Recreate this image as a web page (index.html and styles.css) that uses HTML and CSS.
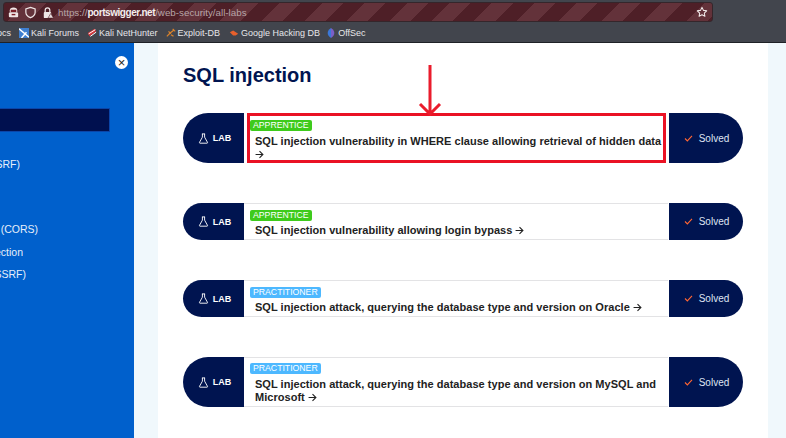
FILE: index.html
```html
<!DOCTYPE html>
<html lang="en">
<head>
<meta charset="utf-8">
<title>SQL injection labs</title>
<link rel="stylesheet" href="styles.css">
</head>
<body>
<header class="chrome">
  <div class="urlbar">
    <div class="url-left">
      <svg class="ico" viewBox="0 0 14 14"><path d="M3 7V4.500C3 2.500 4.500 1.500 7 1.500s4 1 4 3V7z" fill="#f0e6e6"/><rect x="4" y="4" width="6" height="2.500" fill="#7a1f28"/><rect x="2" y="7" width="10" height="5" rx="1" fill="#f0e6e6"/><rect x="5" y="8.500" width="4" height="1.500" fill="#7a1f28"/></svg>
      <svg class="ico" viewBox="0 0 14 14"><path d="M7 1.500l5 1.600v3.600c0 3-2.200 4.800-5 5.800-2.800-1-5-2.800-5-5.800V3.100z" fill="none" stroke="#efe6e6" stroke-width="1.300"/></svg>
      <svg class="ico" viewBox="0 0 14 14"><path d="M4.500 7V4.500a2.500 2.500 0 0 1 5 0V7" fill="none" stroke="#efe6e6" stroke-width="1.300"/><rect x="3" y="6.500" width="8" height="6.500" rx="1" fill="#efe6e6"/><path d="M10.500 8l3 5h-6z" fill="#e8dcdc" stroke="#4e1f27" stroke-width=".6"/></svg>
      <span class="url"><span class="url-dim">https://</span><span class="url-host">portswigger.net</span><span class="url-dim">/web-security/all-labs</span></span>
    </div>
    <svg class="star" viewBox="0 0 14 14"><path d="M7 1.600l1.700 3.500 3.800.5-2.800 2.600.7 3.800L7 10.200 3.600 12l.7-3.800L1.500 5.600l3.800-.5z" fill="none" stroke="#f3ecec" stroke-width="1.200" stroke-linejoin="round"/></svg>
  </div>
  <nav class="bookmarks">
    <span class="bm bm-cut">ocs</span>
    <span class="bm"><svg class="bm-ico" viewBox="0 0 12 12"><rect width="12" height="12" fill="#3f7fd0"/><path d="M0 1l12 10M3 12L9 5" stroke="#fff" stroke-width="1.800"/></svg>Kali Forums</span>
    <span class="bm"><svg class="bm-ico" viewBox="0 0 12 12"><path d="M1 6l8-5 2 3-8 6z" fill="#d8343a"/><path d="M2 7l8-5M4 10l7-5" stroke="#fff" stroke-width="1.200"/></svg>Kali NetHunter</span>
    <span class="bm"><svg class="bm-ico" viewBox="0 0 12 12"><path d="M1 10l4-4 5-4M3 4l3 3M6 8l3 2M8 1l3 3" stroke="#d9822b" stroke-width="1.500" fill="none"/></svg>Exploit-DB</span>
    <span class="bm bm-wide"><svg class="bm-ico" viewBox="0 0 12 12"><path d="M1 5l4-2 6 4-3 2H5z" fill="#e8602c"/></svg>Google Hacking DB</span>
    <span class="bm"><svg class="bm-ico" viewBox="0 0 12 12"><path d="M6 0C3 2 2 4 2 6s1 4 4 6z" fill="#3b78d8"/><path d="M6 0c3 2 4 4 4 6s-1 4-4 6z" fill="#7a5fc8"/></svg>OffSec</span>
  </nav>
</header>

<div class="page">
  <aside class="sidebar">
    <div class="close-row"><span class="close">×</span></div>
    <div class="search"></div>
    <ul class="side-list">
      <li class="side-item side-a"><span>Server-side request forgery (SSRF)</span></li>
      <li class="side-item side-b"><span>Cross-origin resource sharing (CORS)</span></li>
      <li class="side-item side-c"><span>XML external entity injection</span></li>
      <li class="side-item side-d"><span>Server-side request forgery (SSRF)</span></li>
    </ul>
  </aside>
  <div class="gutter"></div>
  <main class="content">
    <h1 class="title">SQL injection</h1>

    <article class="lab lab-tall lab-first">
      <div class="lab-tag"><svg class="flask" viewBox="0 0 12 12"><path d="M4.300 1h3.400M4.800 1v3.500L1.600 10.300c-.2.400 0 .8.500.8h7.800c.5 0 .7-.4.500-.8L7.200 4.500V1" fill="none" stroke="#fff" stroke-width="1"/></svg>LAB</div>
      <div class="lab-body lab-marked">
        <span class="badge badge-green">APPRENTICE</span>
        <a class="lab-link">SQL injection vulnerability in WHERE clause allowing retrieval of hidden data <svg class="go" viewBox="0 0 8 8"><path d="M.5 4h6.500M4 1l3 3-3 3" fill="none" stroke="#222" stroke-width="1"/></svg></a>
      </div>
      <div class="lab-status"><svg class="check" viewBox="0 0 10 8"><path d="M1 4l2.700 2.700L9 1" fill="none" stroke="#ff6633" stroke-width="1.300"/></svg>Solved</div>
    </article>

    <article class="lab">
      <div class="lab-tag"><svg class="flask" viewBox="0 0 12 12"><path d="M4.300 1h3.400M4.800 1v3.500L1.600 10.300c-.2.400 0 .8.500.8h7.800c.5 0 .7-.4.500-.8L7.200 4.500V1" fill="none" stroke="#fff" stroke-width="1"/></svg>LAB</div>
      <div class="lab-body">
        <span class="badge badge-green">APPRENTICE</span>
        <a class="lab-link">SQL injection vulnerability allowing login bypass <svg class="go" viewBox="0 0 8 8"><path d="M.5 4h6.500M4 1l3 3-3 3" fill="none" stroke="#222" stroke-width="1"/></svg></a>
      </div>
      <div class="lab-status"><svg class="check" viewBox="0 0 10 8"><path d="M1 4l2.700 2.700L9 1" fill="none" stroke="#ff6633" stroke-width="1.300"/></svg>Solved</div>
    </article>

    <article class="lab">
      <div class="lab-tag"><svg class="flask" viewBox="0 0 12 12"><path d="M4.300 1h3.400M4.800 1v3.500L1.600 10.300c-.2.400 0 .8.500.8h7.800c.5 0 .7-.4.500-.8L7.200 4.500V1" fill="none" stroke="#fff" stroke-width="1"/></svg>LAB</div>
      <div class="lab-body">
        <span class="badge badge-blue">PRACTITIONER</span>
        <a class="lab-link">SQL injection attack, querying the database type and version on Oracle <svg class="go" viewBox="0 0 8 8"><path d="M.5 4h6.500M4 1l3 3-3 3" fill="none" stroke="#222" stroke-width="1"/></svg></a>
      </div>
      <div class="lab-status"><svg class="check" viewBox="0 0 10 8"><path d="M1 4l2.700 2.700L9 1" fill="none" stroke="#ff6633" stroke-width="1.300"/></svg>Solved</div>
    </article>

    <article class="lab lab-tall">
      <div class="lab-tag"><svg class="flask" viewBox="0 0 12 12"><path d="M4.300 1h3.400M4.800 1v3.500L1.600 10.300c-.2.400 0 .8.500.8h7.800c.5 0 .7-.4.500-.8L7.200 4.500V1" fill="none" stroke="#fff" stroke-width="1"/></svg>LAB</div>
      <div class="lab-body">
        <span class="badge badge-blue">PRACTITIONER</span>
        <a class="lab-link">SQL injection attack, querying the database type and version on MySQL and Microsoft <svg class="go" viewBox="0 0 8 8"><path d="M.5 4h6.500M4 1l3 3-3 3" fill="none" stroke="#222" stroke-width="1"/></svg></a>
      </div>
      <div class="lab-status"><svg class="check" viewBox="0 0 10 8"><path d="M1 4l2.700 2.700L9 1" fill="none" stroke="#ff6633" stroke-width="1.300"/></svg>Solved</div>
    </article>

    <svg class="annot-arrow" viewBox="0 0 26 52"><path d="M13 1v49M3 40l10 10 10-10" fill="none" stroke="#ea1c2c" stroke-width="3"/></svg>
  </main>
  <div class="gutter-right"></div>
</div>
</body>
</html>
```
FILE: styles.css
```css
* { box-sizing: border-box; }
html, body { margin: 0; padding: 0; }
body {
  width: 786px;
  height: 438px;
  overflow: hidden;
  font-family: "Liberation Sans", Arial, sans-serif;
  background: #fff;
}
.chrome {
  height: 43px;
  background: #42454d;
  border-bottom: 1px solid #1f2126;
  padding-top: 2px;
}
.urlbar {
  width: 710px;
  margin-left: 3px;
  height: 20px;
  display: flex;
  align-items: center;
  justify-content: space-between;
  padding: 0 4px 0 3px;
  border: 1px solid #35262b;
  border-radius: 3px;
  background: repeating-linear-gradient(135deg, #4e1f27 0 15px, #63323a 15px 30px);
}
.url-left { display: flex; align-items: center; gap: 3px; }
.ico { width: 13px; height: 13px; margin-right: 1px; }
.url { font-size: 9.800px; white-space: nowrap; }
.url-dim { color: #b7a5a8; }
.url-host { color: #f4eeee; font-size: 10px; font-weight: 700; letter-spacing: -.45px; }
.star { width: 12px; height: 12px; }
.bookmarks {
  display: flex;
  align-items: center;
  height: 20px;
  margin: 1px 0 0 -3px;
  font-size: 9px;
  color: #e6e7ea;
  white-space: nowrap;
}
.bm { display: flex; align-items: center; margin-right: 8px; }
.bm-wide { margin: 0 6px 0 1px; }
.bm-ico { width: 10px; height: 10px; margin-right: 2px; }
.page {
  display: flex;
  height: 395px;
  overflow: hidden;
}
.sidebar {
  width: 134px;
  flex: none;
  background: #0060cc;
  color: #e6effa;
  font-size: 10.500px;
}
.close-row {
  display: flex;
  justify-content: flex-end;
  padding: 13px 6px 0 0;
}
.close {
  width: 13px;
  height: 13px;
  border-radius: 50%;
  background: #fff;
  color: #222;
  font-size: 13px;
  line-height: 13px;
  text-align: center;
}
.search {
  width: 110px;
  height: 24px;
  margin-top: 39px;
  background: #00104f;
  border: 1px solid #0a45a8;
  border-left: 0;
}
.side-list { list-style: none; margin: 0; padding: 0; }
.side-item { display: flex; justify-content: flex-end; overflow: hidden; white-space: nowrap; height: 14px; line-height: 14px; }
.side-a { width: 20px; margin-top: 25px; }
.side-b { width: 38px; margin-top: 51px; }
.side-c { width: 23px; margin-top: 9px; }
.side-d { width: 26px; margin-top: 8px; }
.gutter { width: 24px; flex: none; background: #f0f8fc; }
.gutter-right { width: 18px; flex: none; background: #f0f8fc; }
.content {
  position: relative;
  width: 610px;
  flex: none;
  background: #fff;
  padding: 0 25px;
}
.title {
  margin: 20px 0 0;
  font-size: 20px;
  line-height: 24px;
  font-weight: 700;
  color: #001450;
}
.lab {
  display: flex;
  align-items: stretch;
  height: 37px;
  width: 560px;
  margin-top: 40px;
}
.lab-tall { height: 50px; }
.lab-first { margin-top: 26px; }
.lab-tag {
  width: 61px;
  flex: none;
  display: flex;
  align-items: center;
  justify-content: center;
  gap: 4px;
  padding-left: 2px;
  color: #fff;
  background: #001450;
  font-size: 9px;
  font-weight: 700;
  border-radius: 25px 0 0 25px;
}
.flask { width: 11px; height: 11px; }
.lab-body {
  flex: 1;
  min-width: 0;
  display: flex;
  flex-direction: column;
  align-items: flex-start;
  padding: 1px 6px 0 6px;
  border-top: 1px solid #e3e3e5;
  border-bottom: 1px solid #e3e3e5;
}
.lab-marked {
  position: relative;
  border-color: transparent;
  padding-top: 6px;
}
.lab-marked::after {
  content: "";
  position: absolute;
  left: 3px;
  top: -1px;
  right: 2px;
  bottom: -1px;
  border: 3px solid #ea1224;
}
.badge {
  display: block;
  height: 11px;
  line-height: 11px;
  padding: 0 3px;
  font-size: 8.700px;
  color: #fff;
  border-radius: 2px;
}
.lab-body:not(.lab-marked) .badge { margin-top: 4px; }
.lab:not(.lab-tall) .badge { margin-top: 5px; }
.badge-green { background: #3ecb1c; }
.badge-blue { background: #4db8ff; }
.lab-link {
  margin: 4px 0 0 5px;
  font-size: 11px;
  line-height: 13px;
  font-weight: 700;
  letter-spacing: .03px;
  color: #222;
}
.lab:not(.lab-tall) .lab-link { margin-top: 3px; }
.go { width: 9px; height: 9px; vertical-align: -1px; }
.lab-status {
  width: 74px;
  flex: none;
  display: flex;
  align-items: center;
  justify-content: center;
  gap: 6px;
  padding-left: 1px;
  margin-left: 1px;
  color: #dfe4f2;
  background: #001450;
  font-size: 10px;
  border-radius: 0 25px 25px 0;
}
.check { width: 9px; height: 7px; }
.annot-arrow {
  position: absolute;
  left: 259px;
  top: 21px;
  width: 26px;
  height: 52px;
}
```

...

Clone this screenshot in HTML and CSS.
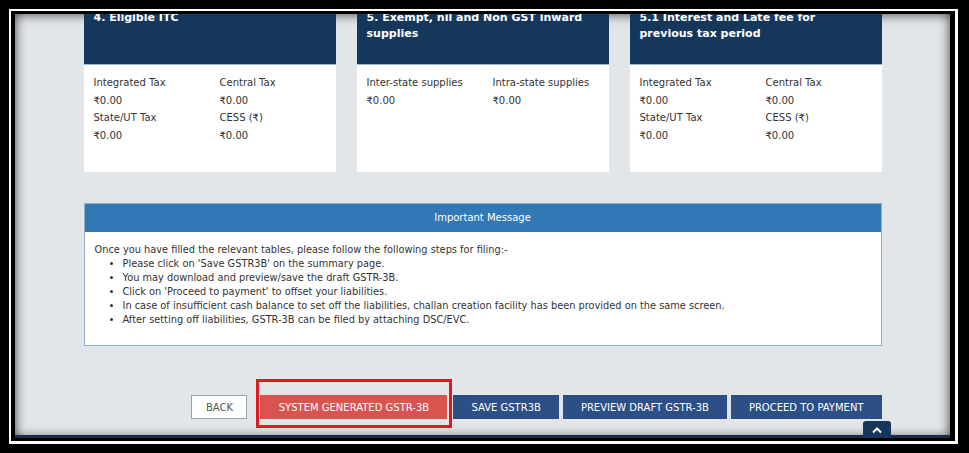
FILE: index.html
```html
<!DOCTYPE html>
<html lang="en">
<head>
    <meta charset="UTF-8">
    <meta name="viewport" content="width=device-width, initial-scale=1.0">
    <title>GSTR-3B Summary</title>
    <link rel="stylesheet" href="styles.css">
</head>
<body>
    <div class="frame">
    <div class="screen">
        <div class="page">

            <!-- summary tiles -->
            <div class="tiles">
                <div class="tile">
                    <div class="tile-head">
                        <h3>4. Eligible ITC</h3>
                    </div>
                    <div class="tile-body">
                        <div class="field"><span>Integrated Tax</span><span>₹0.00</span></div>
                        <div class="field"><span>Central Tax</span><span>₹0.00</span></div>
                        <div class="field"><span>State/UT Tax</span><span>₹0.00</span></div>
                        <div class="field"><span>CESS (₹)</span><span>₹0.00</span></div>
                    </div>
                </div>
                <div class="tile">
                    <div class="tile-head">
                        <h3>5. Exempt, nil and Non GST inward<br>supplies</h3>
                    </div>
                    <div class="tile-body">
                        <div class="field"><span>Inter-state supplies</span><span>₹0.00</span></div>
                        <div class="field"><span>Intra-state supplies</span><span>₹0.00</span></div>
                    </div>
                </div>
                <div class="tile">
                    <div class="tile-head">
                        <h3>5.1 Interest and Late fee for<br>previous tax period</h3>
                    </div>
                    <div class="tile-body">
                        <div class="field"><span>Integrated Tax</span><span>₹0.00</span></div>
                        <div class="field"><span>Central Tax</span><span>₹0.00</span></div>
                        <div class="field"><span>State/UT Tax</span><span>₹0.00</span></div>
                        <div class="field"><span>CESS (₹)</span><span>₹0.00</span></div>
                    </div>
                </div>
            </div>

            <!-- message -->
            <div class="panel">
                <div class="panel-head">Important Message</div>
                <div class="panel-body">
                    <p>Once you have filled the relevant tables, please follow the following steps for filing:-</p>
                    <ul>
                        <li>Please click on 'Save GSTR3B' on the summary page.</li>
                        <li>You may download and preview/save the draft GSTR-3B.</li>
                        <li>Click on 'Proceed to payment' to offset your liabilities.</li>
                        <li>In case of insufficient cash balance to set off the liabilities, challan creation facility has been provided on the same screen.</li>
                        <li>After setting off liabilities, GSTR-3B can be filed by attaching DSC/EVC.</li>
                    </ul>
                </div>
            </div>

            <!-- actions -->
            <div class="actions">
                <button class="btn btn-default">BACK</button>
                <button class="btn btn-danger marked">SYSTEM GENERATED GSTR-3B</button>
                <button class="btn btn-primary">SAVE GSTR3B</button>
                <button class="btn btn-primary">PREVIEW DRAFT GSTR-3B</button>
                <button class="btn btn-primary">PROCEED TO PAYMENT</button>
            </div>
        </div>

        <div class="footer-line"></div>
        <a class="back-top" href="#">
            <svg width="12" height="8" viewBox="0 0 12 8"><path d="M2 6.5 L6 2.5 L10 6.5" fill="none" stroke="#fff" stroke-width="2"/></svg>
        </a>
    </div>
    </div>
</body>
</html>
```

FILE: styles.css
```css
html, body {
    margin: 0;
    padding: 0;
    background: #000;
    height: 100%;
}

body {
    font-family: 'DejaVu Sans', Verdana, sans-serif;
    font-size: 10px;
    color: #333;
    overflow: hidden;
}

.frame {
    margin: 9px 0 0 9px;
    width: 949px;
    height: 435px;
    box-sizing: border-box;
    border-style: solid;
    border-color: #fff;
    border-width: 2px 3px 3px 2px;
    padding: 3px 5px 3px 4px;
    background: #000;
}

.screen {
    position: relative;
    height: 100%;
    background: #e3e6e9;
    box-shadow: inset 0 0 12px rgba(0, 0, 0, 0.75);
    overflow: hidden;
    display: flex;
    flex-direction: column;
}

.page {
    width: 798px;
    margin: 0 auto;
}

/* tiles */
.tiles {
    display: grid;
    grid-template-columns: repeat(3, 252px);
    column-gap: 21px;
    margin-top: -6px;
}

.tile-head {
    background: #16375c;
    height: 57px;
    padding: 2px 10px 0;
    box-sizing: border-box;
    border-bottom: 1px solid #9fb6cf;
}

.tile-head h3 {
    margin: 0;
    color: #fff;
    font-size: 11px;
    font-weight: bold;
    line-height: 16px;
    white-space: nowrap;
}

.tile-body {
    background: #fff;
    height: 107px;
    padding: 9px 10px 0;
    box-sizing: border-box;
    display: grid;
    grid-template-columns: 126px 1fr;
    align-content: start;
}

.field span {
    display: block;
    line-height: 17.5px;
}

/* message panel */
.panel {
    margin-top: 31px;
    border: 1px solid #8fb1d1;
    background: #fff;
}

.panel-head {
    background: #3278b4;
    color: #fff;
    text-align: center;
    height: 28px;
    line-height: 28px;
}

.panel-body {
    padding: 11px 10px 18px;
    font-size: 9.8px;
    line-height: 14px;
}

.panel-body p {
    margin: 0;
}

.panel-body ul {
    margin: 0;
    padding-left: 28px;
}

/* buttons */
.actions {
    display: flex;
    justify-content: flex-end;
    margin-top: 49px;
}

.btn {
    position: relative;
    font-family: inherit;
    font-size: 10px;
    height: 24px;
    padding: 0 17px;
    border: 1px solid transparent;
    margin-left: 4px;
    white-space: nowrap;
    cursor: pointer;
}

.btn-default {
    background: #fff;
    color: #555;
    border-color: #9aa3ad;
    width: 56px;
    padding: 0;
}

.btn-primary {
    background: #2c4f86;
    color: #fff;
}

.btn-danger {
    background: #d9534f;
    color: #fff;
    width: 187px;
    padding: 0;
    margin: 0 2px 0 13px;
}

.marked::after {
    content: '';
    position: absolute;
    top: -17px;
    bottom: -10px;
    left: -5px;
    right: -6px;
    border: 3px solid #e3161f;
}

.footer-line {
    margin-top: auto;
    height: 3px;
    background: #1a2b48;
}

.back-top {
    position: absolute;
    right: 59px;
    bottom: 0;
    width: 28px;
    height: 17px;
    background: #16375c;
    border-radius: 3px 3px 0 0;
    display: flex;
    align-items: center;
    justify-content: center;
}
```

■ SET EXERCISE ■
Only the number is needed: state how many lines in the listing contain "this".

■ ANSWER TO THE EXERCISE ■
2